Ross: What are your favorite Stax songs?
Gordon: “Walking the Dog” always puts a smile of my face. All songs by Rufus Thomas put a smile on my face. Just thinking about Rufus makes me grin. I love the Staple Singers’ song “When Will We Be Paid (for the Work We’ve Done).” It gets right to the core of 1968. They were moving from gospel to secular music but insisting on having meaning to their songs. It evokes the Memphis sanitation workers’ strike and all that it accomplished, the struggle for equality and fairness. I love Otis’ “I Can’t Turn You Loose” because it’s so funky, so powerful, so loose yet firmly directed. The MG’s could play the phone book, and it would be poetic.
Ross: Why does this music matter so much to you?
Gordon: Music is the nectar of the gods. I love its invisibility, the way it travels on air, reaching everyone with ears. It’s democratic.
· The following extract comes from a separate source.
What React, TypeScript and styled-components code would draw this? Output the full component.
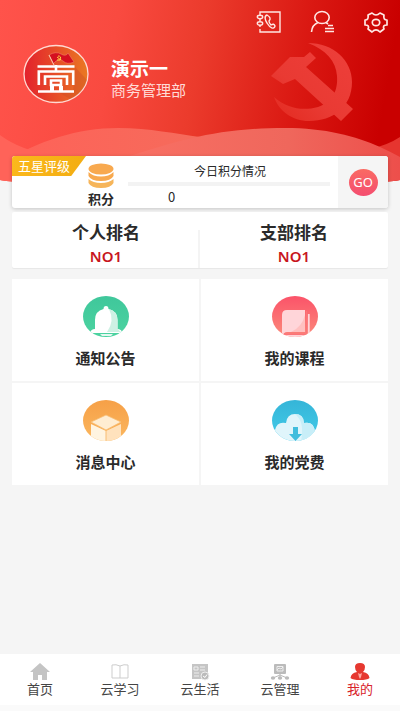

I liked it as a kid because, well, first, it was cool. But it was cool because it made you move. It changed the molecules in the room. All sound does. Look at music in films; the score changes everything. So I like music because it makes the world a better place, like flowers do. But then, the great discovery for me was that there was more: Music was cultural. Music leads to a culture, and if you begin to investigate that culture, there are stories, there are people. There’s conflict and strife. Worlds exist inside a song, and I’ve been privileged to dig for those worlds, unpack them, dissect and understand them. A little like a scientist, but more like a preacher — sharing my excitement, sharing the feeling and the power.
Ross: And what was the power of Stax?
Gordon: Freedom of choice and the power of the individual. The greatest thing about Stax is that Jim and Estelle and Al were ordinary folks. They came from no great means. They had no more opportunity than anyone else. But they stood up for what they believed in, despite the fact that society thought that was a bad idea, that everyone around them thought they were wrong. Because of that, they brought much good into the world. They became epic heroes by ordinary events. And that’s something we can all do, if we have the guts.